È il lievitato presupposto al vero capolavoro, che sfornerà tredici anni dopo: nel 1971 Dalí desidera fare un regalo unico e originale alla moglie Gala e chiede a Lionel Poilâne di costruire l’arredamento di un’intera camera con il letto, l’armadio, il lampadario e il televisore fatti di pane. Sembra che il panificatore abbia accolto questa richiesta con sicurezza ed entusiasmo, precisando però l’impossibilità di realizzare il televisore perché “sarebbe tecnicamente complicato, a causa dell’elettricità”. L’oggetto più impegnativo è stato l’armadio, alto un metro e settanta e pesante circa settanta chili (di cui trentacinque di farina) per il suo contenuto d’umidità. Soltanto i suoi sportelli avevano le cerniere in metallo e nei suoi cassetti stavano delle posate, anch’esse, ovviamente, fatte di pane e dunque commestibili, in caso di necessità. Di questo “arredamento” è rimasto soltanto il lampadario, con i suoi sei bracci arcuati che reggono le lampadine.
Questa complicità tra l’artista e il panificatore è proseguita con il progetto di costruzione di una megapagnotta (tre metri e mezzo di diametro per un metro e mezzo d’altezza) che “rappresentasse tutto il pane mangiato da una persona nell’arco della sua vita”. E infine, nella sintesi architettonica di un’intera vita, concretizzata nel Castello di Figueras, sta la vera apoteosi dell’artista spagnolo, il panegirico del pane che decora tutte le pareti esterne con una forma del tutto inconsueta per l’alimento, una sorta di tricorno simile al cappello da torero che nella sua surreale quanto regolare ripetizione riprende ed enfatizza l’indissolubile rapporto tra la funzione della pagnotta e il suo aspetto esteriore.
Al di là della sostanza farinosa, il pane ha assunto nell’arte un’elevata carica simbolica nella sua qualità di cibo primario ed essenziale per tutte le culture.
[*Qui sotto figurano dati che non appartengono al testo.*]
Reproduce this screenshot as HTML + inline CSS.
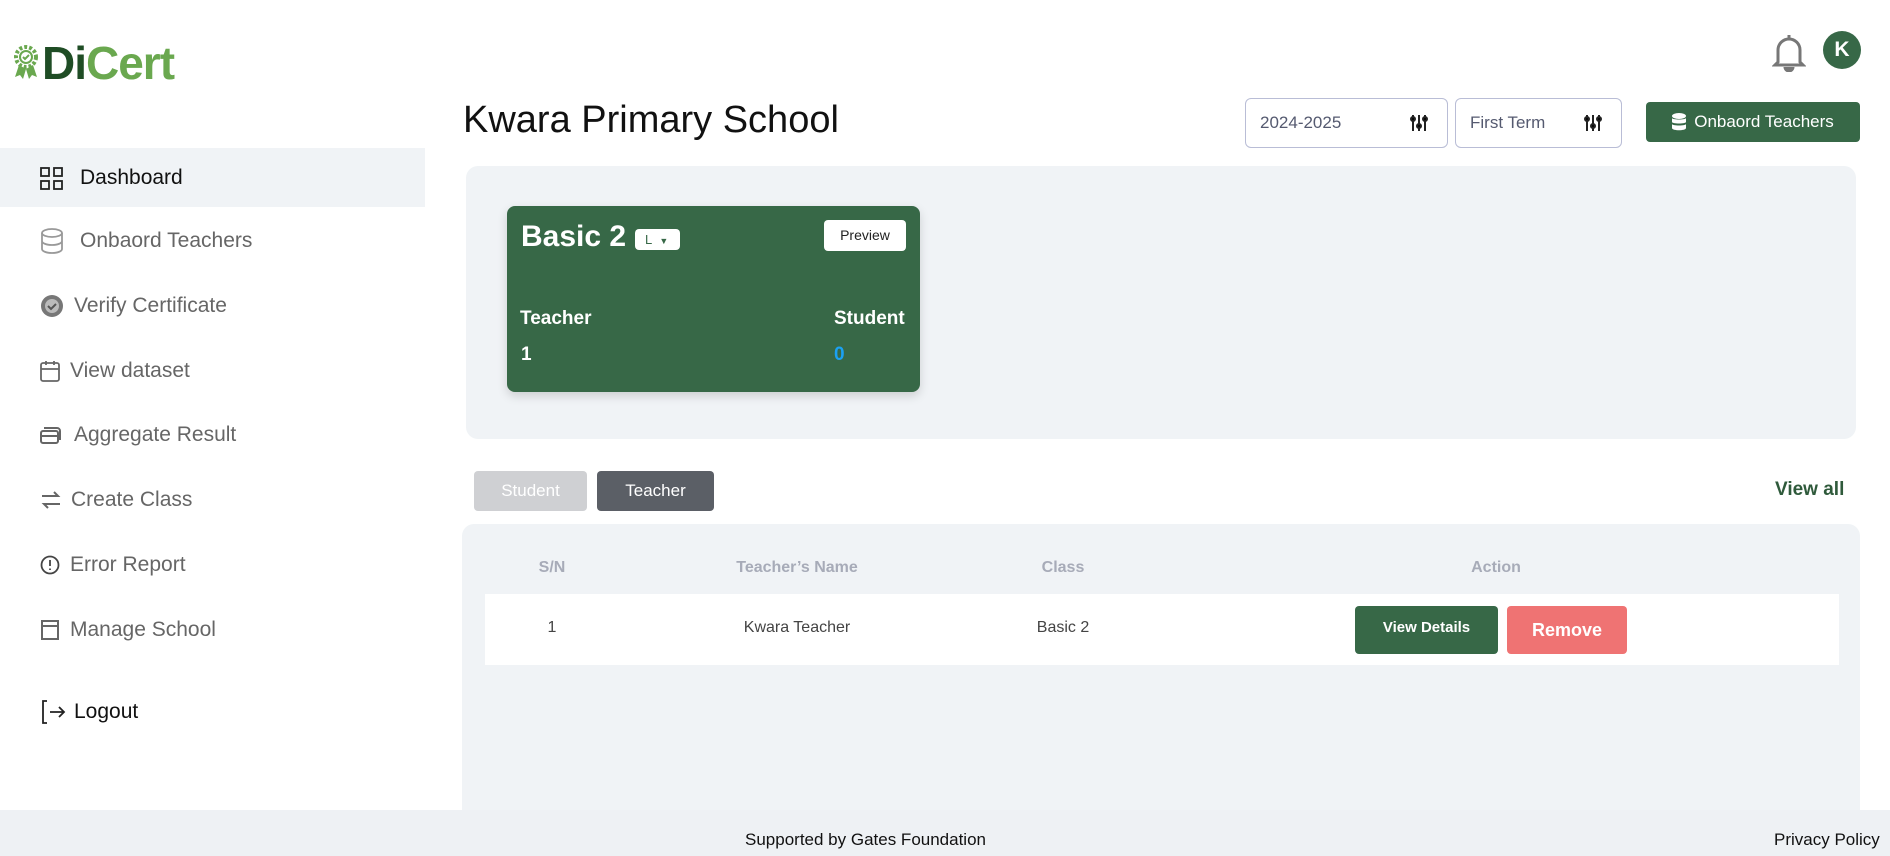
<!DOCTYPE html>
<html><head><meta charset="utf-8"><style>
*{margin:0;padding:0;box-sizing:border-box}
body{width:1890px;height:856px;position:relative;overflow:hidden;background:#fff;font-family:"Liberation Sans",sans-serif;color:#333}
.a{position:absolute}
.nav{position:absolute;left:0;width:425px;height:60px;display:flex;align-items:center;font-size:21px;color:#666}
.nav svg{position:absolute;left:40px}
.nav span{position:absolute;left:80px}
.sel{position:absolute;top:98px;height:50px;border:1px solid #b9bdd6;border-radius:6px;font-size:17px;color:#555a70;display:flex;align-items:center;padding-left:14px}
.sel svg{position:absolute;right:18px}
.th{position:absolute;top:559px;font-size:16px;font-weight:bold;color:#a7abb8;transform:translateX(-50%)}
.td{position:absolute;top:619px;font-size:16px;color:#444;transform:translateX(-50%)}
</style></head><body>
<svg class="a" style="left:12px;top:44px" width="28" height="36" viewBox="0 0 28 36"><circle cx="14" cy="13" r="10" fill="none" stroke="#6aa84f" stroke-width="4" stroke-dasharray="3 2"/><circle cx="14" cy="13" r="6" fill="#fff" stroke="#6aa84f" stroke-width="2"/><path d="M11 13l2 2 4-4" stroke="#6aa84f" stroke-width="2" fill="none"/><path d="M7 21l-4 12 5-2 3 4 3-10M21 21l4 12-5-2-3 4-3-10" fill="#6aa84f"/></svg>
<div class="a" style="left:42px;top:36px;font-size:46px;font-weight:bold;letter-spacing:-1px"><span style="color:#1f4d25">Di</span><span style="color:#6aa84f">Cert</span></div>

<div class="a" style="left:0;top:148px;width:425px;height:59px;background:#f0f3f6"></div>
<div class="nav" style="top:148px;color:#111"><svg width="23" height="23" viewBox="0 0 23 23" fill="none" stroke="#222" stroke-width="1.8"><rect x="1" y="1" width="8" height="8"/><rect x="14" y="1" width="8" height="8"/><rect x="1" y="14" width="8" height="8"/><rect x="14" y="14" width="8" height="8"/></svg><span>Dashboard</span></div>
<div class="nav" style="top:211px"><svg width="24" height="26" viewBox="0 0 24 26" fill="none" stroke="#999" stroke-width="1.8"><ellipse cx="12" cy="5" rx="10" ry="4"/><path d="M2 5v16c0 2 4 4 10 4s10-2 10-4V5M2 13c0 2 4 4 10 4s10-2 10-4"/></svg><span>Onbaord Teachers</span></div>
<div class="nav" style="top:276px"><svg width="24" height="24" viewBox="0 0 24 24"><circle cx="12" cy="12" r="11" fill="#777"/><circle cx="12" cy="12" r="7" fill="#bbb"/><path d="M8 12l3 3 5-5" stroke="#555" stroke-width="2" fill="none"/></svg><span style="left:74px">Verify Certificate</span></div>
<div class="nav" style="top:341px"><svg width="20" height="22" viewBox="0 0 20 22" fill="none" stroke="#666" stroke-width="1.8"><rect x="1" y="3" width="18" height="18" rx="2"/><path d="M1 9h18M6 1v4M14 1v4"/></svg><span style="left:70px">View dataset</span></div>
<div class="nav" style="top:405px"><svg width="22" height="20" viewBox="0 0 22 20" fill="none" stroke="#666" stroke-width="2"><rect x="1" y="6" width="17" height="12" rx="2"/><path d="M4 3h13a3 3 0 013 3v9M1 11h17"/></svg><span style="left:74px">Aggregate Result</span></div>
<div class="nav" style="top:470px"><svg width="22" height="20" viewBox="0 0 22 20" fill="none" stroke="#666" stroke-width="2"><path d="M2 6h16l-4-4M20 14H4l4 4"/></svg><span style="left:71px">Create Class</span></div>
<div class="nav" style="top:535px"><svg width="20" height="20" viewBox="0 0 20 20" fill="none" stroke="#444" stroke-width="1.8"><circle cx="10" cy="10" r="8.5"/><path d="M10 5v6M10 13.5v1.5"/></svg><span style="left:70px">Error Report</span></div>
<div class="nav" style="top:600px"><svg width="20" height="22" viewBox="0 0 20 22" fill="none" stroke="#666" stroke-width="2"><rect x="2" y="2" width="16" height="18"/><path d="M2 7h16"/></svg><span style="left:70px">Manage School</span></div>
<div class="nav" style="top:682px;color:#111"><svg width="26" height="26" viewBox="0 0 26 26" fill="none" stroke="#222" stroke-width="1.8"><path d="M7 2H3v22h4M10 13h14M19 8l5 5-5 5"/></svg><span style="left:74px">Logout</span></div>

<svg class="a" style="left:1772px;top:32px" width="34" height="40" viewBox="0 0 34 40" fill="none" stroke="#777" stroke-width="3"><path d="M6 30V18a11 11 0 0122 0v12l3 3H3z"/><path d="M17 3v4"/><path d="M13 35a4 4 0 008 0" fill="#777"/></svg>
<div class="a" style="left:1823px;top:31px;width:38px;height:38px;border-radius:50%;background:#376847;color:#fff;font-weight:bold;font-size:21px;display:flex;align-items:center;justify-content:center">K</div>
<div class="a" style="left:463px;top:99px;font-size:38px;color:#111">Kwara Primary School</div>
<div class="sel" style="left:1245px;width:203px">2024-2025<svg width="20" height="20" viewBox="0 0 20 20" stroke="#222" stroke-width="2"><path d="M4 2v16M10 2v16M16 2v16"/><circle cx="4" cy="6" r="2"/><circle cx="10" cy="13" r="2"/><circle cx="16" cy="6" r="2"/></svg></div>
<div class="sel" style="left:1455px;width:167px">First Term<svg width="20" height="20" viewBox="0 0 20 20" stroke="#222" stroke-width="2"><path d="M4 2v16M10 2v16M16 2v16"/><circle cx="4" cy="6" r="2"/><circle cx="10" cy="13" r="2"/><circle cx="16" cy="6" r="2"/></svg></div>
<div class="a" style="left:1646px;top:102px;width:214px;height:40px;background:#376847;border-radius:4px;color:#fff;font-size:17px;display:flex;align-items:center;justify-content:center;gap:8px"><svg width="14" height="18" viewBox="0 0 14 18" fill="#fff"><ellipse cx="7" cy="3" rx="7" ry="3"/><path d="M0 5c0 2 14 2 14 0v4c0 2-14 2-14 0zM0 11c0 2 14 2 14 0v4c0 3-14 3-14 0z"/></svg>Onbaord Teachers</div>

<div class="a" style="left:466px;top:166px;width:1390px;height:273px;background:#f0f3f6;border-radius:12px"></div>
<div class="a" style="left:507px;top:206px;width:413px;height:186px;background:#376847;border-radius:8px;box-shadow:0 4px 10px rgba(0,0,0,.15);color:#fff">
<div class="a" style="left:14px;top:14px;font-size:30px;font-weight:bold">Basic 2</div>
<div class="a" style="left:128px;top:23px;width:45px;height:21px;background:#fff;border-radius:4px;color:#376847;font-size:13px;padding-left:10px;line-height:21px">L <span style="font-size:9px;margin-left:4px">▼</span></div>
<div class="a" style="left:317px;top:14px;width:82px;height:31px;background:#fff;border-radius:4px;color:#222;font-size:14px;text-align:center;line-height:31px">Preview</div>
<div class="a" style="left:13px;top:102px;font-size:19px;font-weight:bold">Teacher</div>
<div class="a" style="left:327px;top:102px;font-size:19px;font-weight:bold">Student</div>
<div class="a" style="left:14px;top:138px;font-size:19px;font-weight:bold">1</div>
<div class="a" style="left:327px;top:138px;font-size:19px;font-weight:bold;color:#1ba1f2">0</div>
</div>

<div class="a" style="left:474px;top:471px;width:113px;height:40px;background:#cfd0d3;border-radius:4px;color:#fff;font-size:17px;text-align:center;line-height:40px">Student</div>
<div class="a" style="left:597px;top:471px;width:117px;height:40px;background:#5b5f66;border-radius:4px;color:#fff;font-size:17px;text-align:center;line-height:40px">Teacher</div>
<div class="a" style="left:1775px;top:479px;font-size:19px;font-weight:bold;color:#2f5a3b">View all</div>

<div class="a" style="left:462px;top:524px;width:1398px;height:300px;background:#f0f3f6;border-radius:12px 12px 0 0"></div>
<div class="th" style="left:552px">S/N</div>
<div class="th" style="left:797px">Teacher’s Name</div>
<div class="th" style="left:1063px">Class</div>
<div class="th" style="left:1496px">Action</div>
<div class="a" style="left:485px;top:594px;width:1354px;height:71px;background:#fff"></div>
<div class="td" style="left:552px">1</div>
<div class="td" style="left:797px">Kwara Teacher</div>
<div class="td" style="left:1063px">Basic 2</div>
<div class="a" style="left:1355px;top:606px;width:143px;height:48px;background:#376847;border-radius:4px;color:#fff;font-size:15px;font-weight:bold;text-align:center;line-height:44px">View Details</div>
<div class="a" style="left:1507px;top:606px;width:120px;height:48px;background:#ef7373;border-radius:4px;color:#fff;font-size:18px;font-weight:bold;text-align:center;line-height:48px">Remove</div>

<div class="a" style="left:0;top:810px;width:1890px;height:46px;background:#eef1f4"></div>
<div class="a" style="left:745px;top:830px;font-size:17px;color:#111">Supported by Gates Foundation</div>
<div class="a" style="left:1774px;top:830px;font-size:17px;color:#111">Privacy Policy</div>
</body></html>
E questo suo significato, al di là della pur fondamentale nutrizione, si può manifestare con le forme più bizzarre, che non sempre hanno una banale giustificazione legata all’ottimizzazione del risultato nella cottura. Se Piero Manzoni allinea e incolonna una serie di michette lombarde, Wolf Vostell spazia dal Prager Brot (pane di Praga) al Berlin Bread (pane di Berlino) fino a servirsi di centinaia di baguette avvolte in carta da giornale per circondare e blindare una Cadillac nell’installazione Energia del 1973.
E continuando nella dematerializzazione del pane a favore della sua importanza universale, non si può ignorare il capolavoro tautologico di Erik Dietman, quella scritta PAIN (1967) realizzata con bastoni di pane: lo scontato significato in francese si unisce al “dolore” della sua lettura in inglese. La mancanza di pane è davvero una pena.